Scripture lessons: This year's readings for
this feast emphasize the theme of the priesthood of Jesus. Today’s first
reading describes how the priest-king Melchizedek offered a
thanksgiving-sacrifice of bread and wine to God for the welfare of the
patriarch Abraham, and shows how the event prefigured the Eucharistic sacrifice
of the Priest-King Jesus. In the second reading, St. Paul gives the earliest
account of what Jesus said and did during the last meal he celebrated with his
followers, interpreting it as a sacrifice. Today’s gospel describes
Jesus’ miraculous feeding of five thousand people by multiplying five loaves of
bread and two fish. Theologically, this feeding is a prefiguring of Jesus’ gift
of the Eucharistic bread that would spiritually nourish those who believed in
him.
A sacrament and a sacrifice: Jesus
instituted the Holy Eucharist both as a sacramental banquet and a sacrificial
offering. As a sacrament a) the Eucharist is a visible sign that gives us God’s
grace and God’s life and b) as a meal it nourishes our souls. As a sacrifice a)

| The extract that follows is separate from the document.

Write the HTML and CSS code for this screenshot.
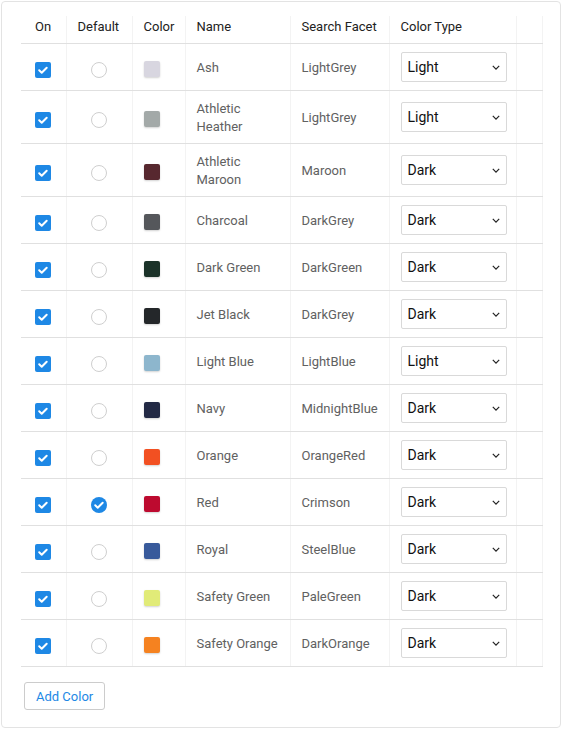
FILE: index.html
```html
<!DOCTYPE html>
<html lang="en">
<head>
    <meta charset="UTF-8">
    <meta name="viewport" content="width=device-width, initial-scale=1.0">
    <title>Product Colors</title>
    <link rel="stylesheet" href="styles.css">
</head>
<body>

    <div class="card">
        <table class="color-table">
            <colgroup>
                <col style="width: 45px">
                <col style="width: 66px">
                <col style="width: 53px">
                <col style="width: 105px">
                <col style="width: 99px">
                <col style="width: 127px">
                <col style="width: 26px">
            </colgroup>
            <thead>
                <tr>
                    <th>On</th>
                    <th>Default</th>
                    <th>Color</th>
                    <th>Name</th>
                    <th>Search Facet</th>
                    <th>Color Type</th>
                    <th></th>
                </tr>
            </thead>
            <tbody id="rows"></tbody>
        </table>

        <button class="add-button">Add Color</button>
    </div>

    <script>
        // color rows
        var colors = [
            ['Ash', '#d8d6e0', 'LightGrey', 'Light'],
            ['Athletic Heather', '#a3a9a8', 'LightGrey', 'Light'],
            ['Athletic Maroon', '#57282f', 'Maroon', 'Dark'],
            ['Charcoal', '#55575b', 'DarkGrey', 'Dark'],
            ['Dark Green', '#1b3229', 'DarkGreen', 'Dark'],
            ['Jet Black', '#24272a', 'DarkGrey', 'Dark'],
            ['Light Blue', '#8db6cd', 'LightBlue', 'Light'],
            ['Navy', '#232a45', 'MidnightBlue', 'Dark'],
            ['Orange', '#f25022', 'OrangeRed', 'Dark'],
            ['Red', '#bd0a2f', 'Crimson', 'Dark'],
            ['Royal', '#385a9b', 'SteelBlue', 'Dark'],
            ['Safety Green', '#e1eb78', 'PaleGreen', 'Dark'],
            ['Safety Orange', '#f58220', 'DarkOrange', 'Dark']
        ];

        var check = '<svg viewBox="0 0 16 16" width="16" height="16"><path d="M4.2 8.3l2.5 2.4 5-5" fill="none" stroke="#fff" stroke-width="2" stroke-linecap="round" stroke-linejoin="round"/></svg>';
        var chevron = '<svg class="chevron" viewBox="0 0 10 6" width="8" height="5"><path d="M1 1l4 4 4-4" fill="none" stroke="#222" stroke-width="1.5"/></svg>';

        var html = '';
        colors.forEach(function (c) {
            var isDefault = c[0] === 'Red';
            html += '<tr>' +
                '<td><span class="checkbox">' + check + '</span></td>' +
                '<td class="center">' + (isDefault ? '<span class="radio checked">' + check + '</span>' : '<span class="radio"></span>') + '</td>' +
                '<td><span class="swatch" style="background:' + c[1] + '"></span></td>' +
                '<td class="name">' + c[0] + '</td>' +
                '<td class="facet">' + c[2] + '</td>' +
                '<td><div class="select-wrap"><select class="select">' +
                    '<option' + (c[3] === 'Light' ? ' selected' : '') + '>Light</option>' +
                    '<option' + (c[3] === 'Dark' ? ' selected' : '') + '>Dark</option>' +
                '</select>' + chevron + '</div></td>' +
                '<td></td>' +
                '</tr>';
        });
        document.getElementById('rows').innerHTML = html;
    </script>

</body>
</html>
```

FILE: styles.css
```css
body {
    margin: 0;
    padding: 1px 1px 0 1px;
    font-family: Roboto, "Liberation Sans", sans-serif;
    background-color: #fff;
}

.card {
    width: 560px;
    box-sizing: border-box;
    border: 1px solid #e3e3e3;
    border-radius: 4px;
    padding: 14px 19px 17px 19px;
    background: #fff;
}

.color-table {
    width: 521px;
    table-layout: fixed;
    border-collapse: collapse;
    font-size: 13px;
}

.color-table th {
    text-align: left;
    font-weight: 400;
    color: #222;
    line-height: 18px;
    padding: 2px 8px 7px 11px;
    border-bottom: 1px solid #e0e0e0;
}

.color-table td {
    padding: 8px 8px 8px 11px;
    line-height: 18px;
    vertical-align: middle;
    border-bottom: 1px solid #e0e0e0;
}

/* faint column lines */
.color-table th + th,
.color-table td + td {
    border-left: 1px solid #f3f3f3;
}

.color-table th:last-child,
.color-table td:last-child {
    border-right: 1px solid #f3f3f3;
}

.color-table th:first-child,
.color-table td:first-child {
    padding-left: 14px;
}

.color-table td.center {
    padding-left: 24px;
}

/* text sits a pixel lower than the controls */
.color-table td.name,
.color-table td.facet {
    color: #616161;
    padding-top: 9px;
    padding-bottom: 7px;
}

.checkbox,
.radio,
.swatch {
    display: block;
    width: 16px;
    height: 16px;
    box-sizing: border-box;
    margin-top: 5px;
}

.checkbox {
    background-color: #1e88e5;
    border-radius: 2px;
}

.checkbox svg,
.radio svg {
    display: block;
}

.radio {
    border: 1px solid #cfcfcf;
    border-radius: 50%;
}

.radio.checked {
    border: none;
    background-color: #1e88e5;
}

.swatch {
    margin-top: 3px;
    border-radius: 2px;
    box-shadow: 0 1px 2px rgba(0, 0, 0, 0.18);
}

.select-wrap {
    position: relative;
    width: 106px;
}

.select {
    display: block;
    width: 106px;
    height: 30px;
    margin: 0;
    padding: 0 20px 0 6px;
    appearance: none;
    -webkit-appearance: none;
    border: 1px solid #d9d9d9;
    border-radius: 2px;
    background: #fff;
    font-family: Roboto, "Liberation Sans", sans-serif;
    font-size: 14px;
    color: #111;
}

.chevron {
    position: absolute;
    right: 7px;
    top: 13px;
    pointer-events: none;
}

.add-button {
    display: block;
    margin: 15px 0 0 3px;
    height: 28px;
    padding: 0 11px;
    border: 1px solid #cccccc;
    border-radius: 3px;
    background: #fff;
    color: #1e88e5;
    font-family: Roboto, "Liberation Sans", sans-serif;
    font-size: 13px;
    cursor: pointer;
}
```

the Eucharistic celebration is a re-presentation or re-enactment of Jesus’
sacrifice on Calvary, completed in His Resurrection. b) We offer Jesus’
sacrifice to God the Father for the remission of our sins, using signs and
symbols.
Life messages: 1) Let us appreciate the “Real Presence” of Jesus in the Holy
Eucharist, by receiving him with true repentance for our sins, due preparation
and reverence. 2) Let us offer our lives on the altar along with Jesus’
sacrifice, asking pardon for our sins, expressing gratitude for the blessings
we have received and presenting our needs and petitions on the altar. 3) Let us
be Christ-bearers and conveyers: By receiving Holy Communion, we become
Christ-bearers as Mary was, with the duty of conveying Christ to others at home
and in the workplace, through love, mercy, forgiveness and humble and
sacrificial service.
THE MOST HOLY BODY AND BLOOD OF CHRIST
[C] (CORPUS CHRISTI) GEN 14:18-20; I COR 11: 23-26; LUKE 9: 11b-17
# 1: Communion on the moon: The Lord's
Supper ensures that we can remember Jesus from any place. Apollo 11 landed on
the moon on Sunday, July 20, 1969. Most remember astronaut Neil Armstrong's
first words as he stepped onto the moon's surface: "That's one small step
for man, one giant leap for mankind." But few know about the first meal
eaten on the moon. Dennis Fisher reports that Buzz Aldrin, the NASA Astronaut
had taken aboard the spacecraft a tiny pyx provided by his Catholic pastor.
Aldrin sent a radio broadcast to Earth asking listeners to contemplate the
events of the day and give thanks. Then, blacking out the broadcast for
privacy, Aldrin read, "I am the vine, you are the branches. He who abides
in Me, and I in him, bears much fruit." Then, silently, he gave thanks for
their successful journey to the moon and received Jesus in the Holy Eucharist
surrendering moon to Jesus. Next he descended on the moon and walked on it with
Neil Armstrong. (Dan Gulley: "Communion on the Moon": Our Daily
Bread: June/July/August, 2007). His actions remind us that in the Lord's
Supper, God's children can share the life of Jesus from any place on Earth —
and even from the moon. God is everywhere, and our worship should reflect this
reality. In Psalm 139 we are told that wherever we go, God is intimately
present with us. Buzz Aldrin celebrated that experience on the surface of the
moon. Thousands of miles from earth, he took time to commune with the One who
created, redeemed, and established fellowship with him. (Dennis Fisher)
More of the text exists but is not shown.